Wesentlich überzeugender und einfühlsamer macht
Rashid Masharawi in "Ticket to Jerusalem" den Zuschauer
mit den schwierigen Lebensbedingungen in der von Israel besetzten
Westbank vertraut. Mit einem klapprigen Jeep transportiert
Jaber seinen Filmprojektor an Straßensperren vorbei
durch die Region und organisiert Vorführungen für
Kinder. In den Fahrten öffnet sich dabei einerseits ein
ungeschminkter, dokumentarischer Einblick in das Alltagsleben
der Palästinenser, andererseits ist Masharawi aber auch
eine berührende Reflexion über die Funktion des
Kinos gelungen, die Erinnerungen an Preston Sturges´
"Sullivan´s Travels" weckt. Jabers Filme bereiten
gerade in dem von politischer Unsicherheit und Spannungen
sowie von Arbeitslosigkeit bestimmten Alltag der Palästinenser
nicht nur den Kindern wenigstens einige glückliche und
unbeschwerte Stunden.
Solche Glücksmomente vermochten in Innsbruck den Zuschauern
auch drei kleine, ganz private Filme zu bescheren. Gar keine
Geschichte erzählen will beispielsweise der 23jährige
Argentinier Luis Ortega in "Caja Negra". Mit dokumentarischem
Blick beobachtet er die junge Dorotea, die sich einerseits
um ihre 100jährige Großmutter, andererseits auch
um ihren ebenso zerbrechlichen wie zerbrochenen und eingefallenen,
soeben aus dem Gefängnis entlassenen Vater kümmert.
Alle drei Personen begegnen sich erst am Ende des Films, dazwischen
ist Dorotea das einzige Bindeglied. Auf jede Dramatisierung
verzichtet der Argentinier und auch gesprochen wird nicht
viel. Ortega zeigt nur alltägliche Verrichtungen, kleine
Gesten und gemeinsame Mahlzeiten, doch im genauen und zärtlichen
Blick auf diese Menschen gewinnen die liebevollen zwischenmenschlichen
Zuwendungen Gewicht, erscheinen als einzige Freuden in einem
von Beziehungslosigkeit und Kälte gekennzeichneten trostlosen
Alltag.
Einfach, aber wunderbar geschlossen ist auch die Geschichte
von Yusup Razykovs "Dilhiroj" ("Men´s
Dance").

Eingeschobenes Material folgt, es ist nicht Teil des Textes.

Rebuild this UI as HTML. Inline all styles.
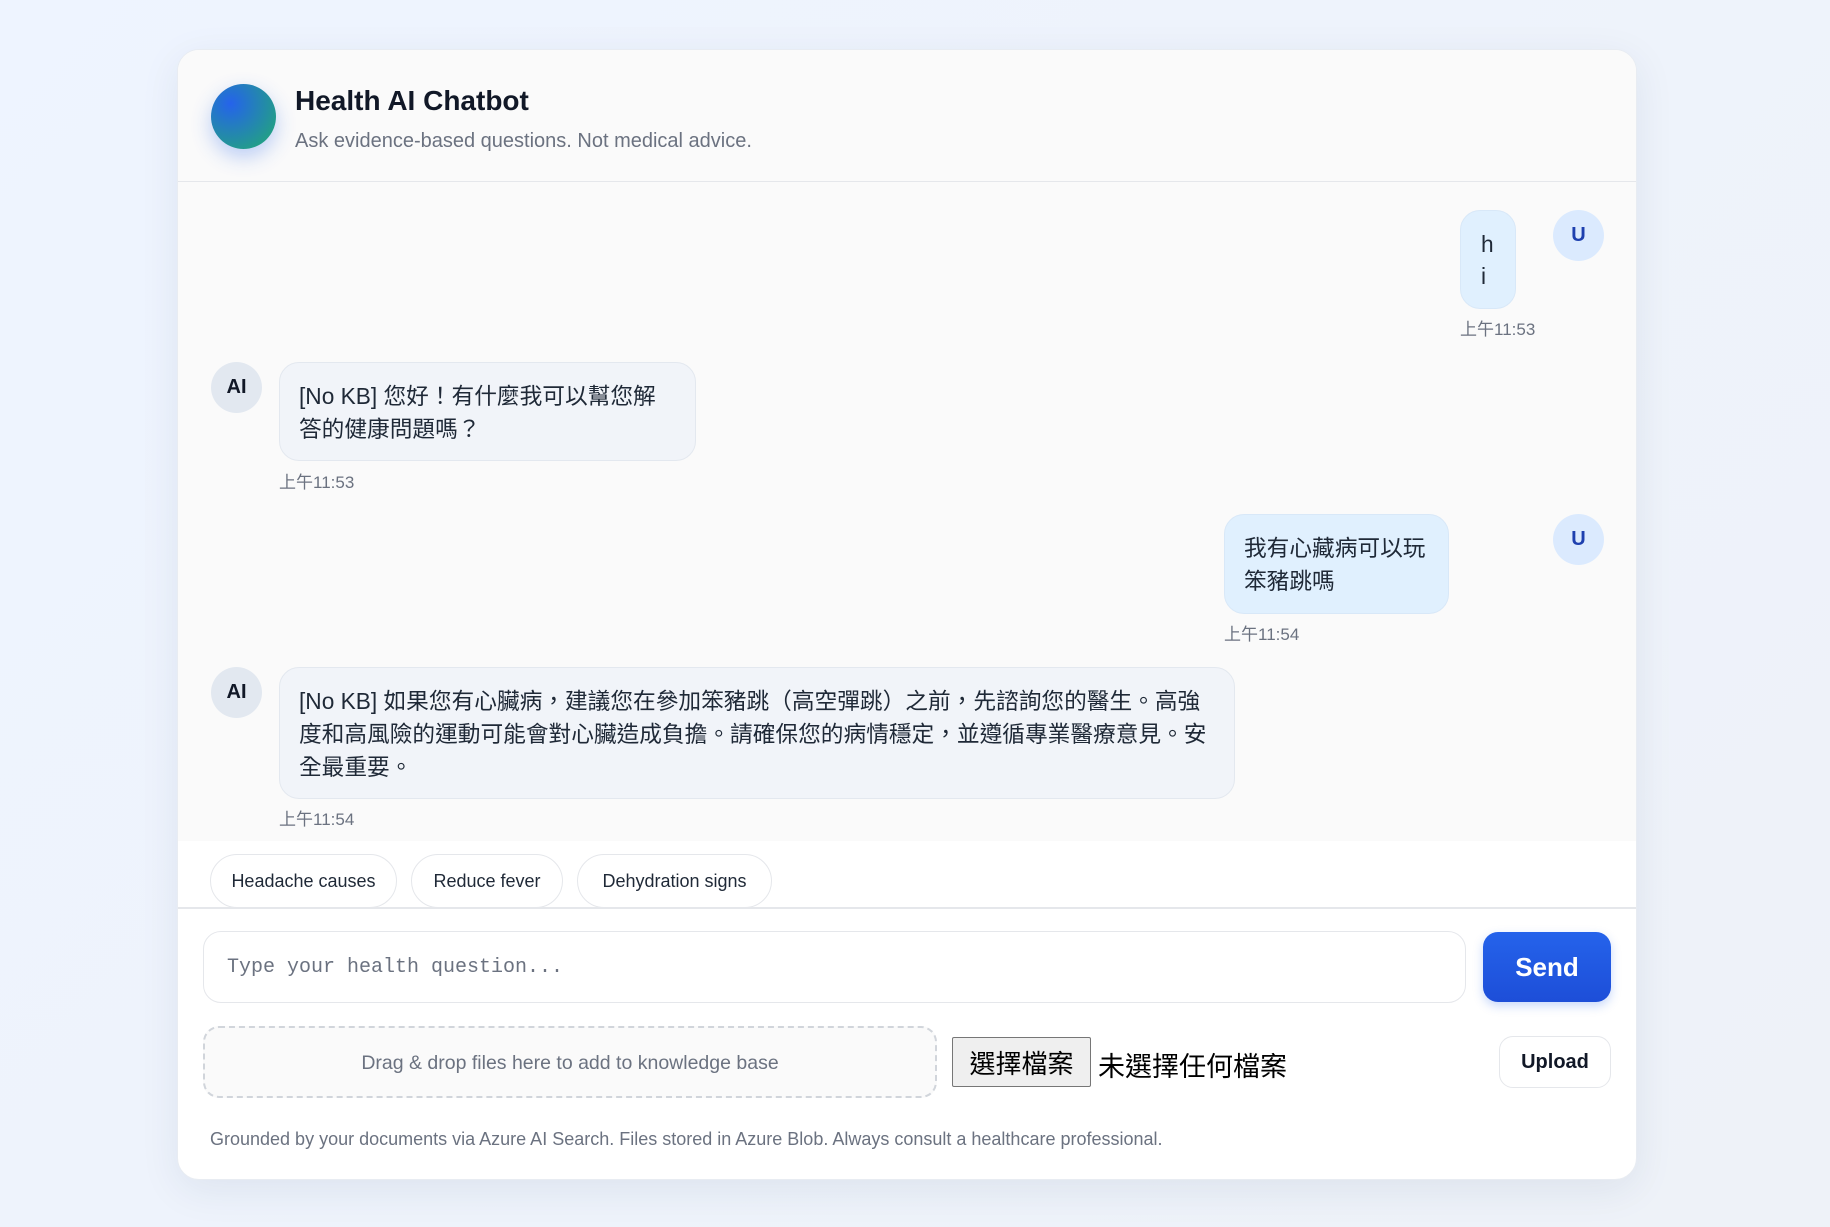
<!DOCTYPE html>
<html><head><meta charset="utf-8"><style>
*{box-sizing:border-box;margin:0;padding:0}
body{width:1830px;height:1227px;background:linear-gradient(135deg,#eef4ff,#eef2f8);font-family:"Liberation Sans","Noto Sans CJK TC",sans-serif;position:relative;overflow:hidden;color:#111827}
.card{position:absolute;left:177px;top:49px;width:1460px;height:1131px;background:#fff;border-radius:22px;box-shadow:0 10px 40px rgba(30,50,90,.08);border:1px solid #e8ecf2;overflow:hidden}
.a{position:absolute}
.hdr{left:0;top:0;width:1460px;height:132px;background:#fafafa;border-bottom:1.5px solid #e5e7eb}
.logo{left:33px;top:34px;width:65px;height:65px;border-radius:50%;background:radial-gradient(circle at 30% 30%,#2563eb,#22a67a 90%);box-shadow:0 8px 20px rgba(37,99,235,.3)}
.msgs{left:0;top:132px;width:1460px;height:659px;background:#fafafa}
.bub{position:absolute;border-radius:20px;font-size:22.7px;line-height:33px;padding:17px 19px;border:1px solid #e3e8ef;white-space:nowrap}
.ai{background:#f1f4f9;color:#1f2937}
.us{background:#e0f0fe;color:#1f2937;border-color:#d8e8f8}
.av{position:absolute;width:51px;height:51px;border-radius:50%;display:flex;align-items:center;justify-content:center;font-weight:bold;font-size:20px}
.av.ai2{background:#e2e8f0;color:#111827}
.av.u{background:#dbeafe;color:#1e40af}
.ts{position:absolute;font-size:17px;color:#6b7280}
.chip{position:absolute;top:854px;height:54px;border:1px solid #e5e7eb;border-radius:27px;font-size:18px;display:flex;align-items:center;justify-content:center;background:#fff;color:#1f2937}
</style></head><body>
<div class="card">
<div class="a hdr"></div>
<div class="a logo"></div>
<div class="a" style="left:117px;top:35px;font-size:28px;font-weight:bold;color:#111827">Health AI Chatbot</div>
<div class="a" style="left:117px;top:80px;font-size:20px;color:#6b7280">Ask evidence-based questions. Not medical advice.</div>
<div class="a msgs"></div>
<div class="bub us" style="left:1282px;top:160px;width:56px;height:99px;padding:17px 0 0 20px;line-height:32px">h<br>i</div>
<div class="av u" style="left:1375px;top:160px">U</div>
<div class="ts" style="left:1282px;top:265px">上午11:53</div>
<div class="av ai2" style="left:33px;top:312px">AI</div>
<div class="bub ai" style="left:101px;top:312px;width:417px;height:99px">[No KB] 您好！有什麼我可以幫您解<br>答的健康問題嗎？</div>
<div class="ts" style="left:101px;top:418px">上午11:53</div>
<div class="bub us" style="left:1046px;top:464px;width:225px;height:100px">我有心藏病可以玩<br>笨豬跳嗎</div>
<div class="av u" style="left:1375px;top:464px">U</div>
<div class="ts" style="left:1046px;top:570px">上午11:54</div>
<div class="av ai2" style="left:33px;top:617px">AI</div>
<div class="bub ai" style="left:101px;top:617px;width:956px;height:132px">[No KB] 如果您有心臟病，建議您在參加笨豬跳（高空彈跳）之前，先諮詢您的醫生。高強<br>度和高風險的運動可能會對心臟造成負擔。請確保您的病情穩定，並遵循專業醫療意見。安<br>全最重要。</div>
<div class="ts" style="left:101px;top:755px">上午11:54</div>
</div>
<div class="a" style="left:178px;top:907px;width:1458px;height:1.5px;background:#e5e7eb"></div>
<div class="chip" style="left:210px;width:187px">Headache causes</div>
<div class="chip" style="left:411px;width:152px">Reduce fever</div>
<div class="chip" style="left:577px;width:195px">Dehydration signs</div>
<div class="a" style="left:203px;top:931px;width:1263px;height:72px;border:1.5px solid #e5e7eb;border-radius:18px;background:#fff;font-family:'Liberation Mono',monospace;font-size:20px;color:#6b7280;padding:24px 0 0 23px">Type your health question...</div>
<div class="a" style="left:1483px;top:932px;width:128px;height:70px;border-radius:15px;background:linear-gradient(#2563eb,#1d4ed8);color:#fff;font-weight:bold;font-size:26px;display:flex;align-items:center;justify-content:center;box-shadow:0 4px 10px rgba(37,99,235,.25)">Send</div>
<div class="a" style="left:203px;top:1026px;width:734px;height:72px;border:2.5px dashed #d1d5db;border-radius:16px;background:#fafafa;font-size:19.5px;color:#6b7280;display:flex;align-items:center;justify-content:center;padding-top:3px">Drag &amp; drop files here to add to knowledge base</div>
<div class="a" style="left:952px;top:1037px;width:139px;height:50px;border:1px solid #767676;background:#efefef;border-radius:2px;font-size:26px;display:flex;align-items:center;justify-content:center;color:#000">選擇檔案</div>
<div class="a" style="left:1098px;top:1045px;font-size:27px;color:#000">未選擇任何檔案</div>
<div class="a" style="left:1499px;top:1036px;width:112px;height:52px;border:1px solid #e5e7eb;border-radius:14px;background:#fff;font-weight:bold;font-size:20px;display:flex;align-items:center;justify-content:center">Upload</div>
<div class="a" style="left:210px;top:1129px;font-size:18px;color:#6b7280">Grounded by your documents via Azure AI Search. Files stored in Azure Blob. Always consult a healthcare professional.</div>
</body></html>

Am Beginn prophezeit die Großmutter ihrer
kleinen Enkelin Sanam die Hochzeit und am Ende wird dieses
Fest gefeiert. Razykov erzählt diese usbekische Dorfgeschichte
nicht nur einfalls- und wendungsreich, sondern bettet sie
auch geschickt in die Schilderung des Alltagslebens ein. Spürbar
und ansteckend ist dabei in jeder Szene das Vergnügen,
das die Produktion dieses Films allen Beteiligten bereitet
haben muss.
Prächtig gezeichnete Typen und die genaue Schilderung
des dörflichen Lebens zeichnen auch Djamshed Usmonovs
"Farishtay Kifti Rost" ("Angel on the Right")

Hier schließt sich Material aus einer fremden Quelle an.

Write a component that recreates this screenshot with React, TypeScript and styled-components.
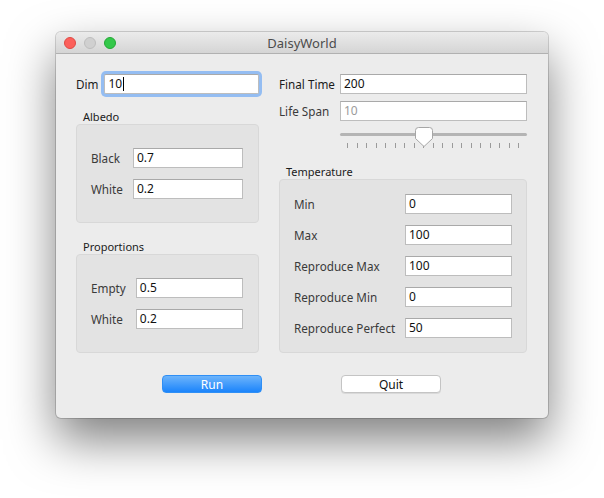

aus. Nur um seine scheinbar todkranke Mutter zu bestatten
und mit dem Erbe seine Schulden zu tilgen, kehrt Khamro nach
10 Jahren Abwesenheit in sein Heimatdorf zurück. Doch
die Dinge verlaufen in dieser mit trockenem Humor erzählten
Komödie anders als sich Khamro das vorstellte: Die Mutter
stirbt nicht, dafür beauftragen ihn die Dorfbewohner
sich endlich um seinen Sohn, von dessen Existenz er bisher
nichts wusste, zu kümmern. - Der Schock sitzt tief und
Khamro muss erst langsam lernen Verantwortung zu übernehmen.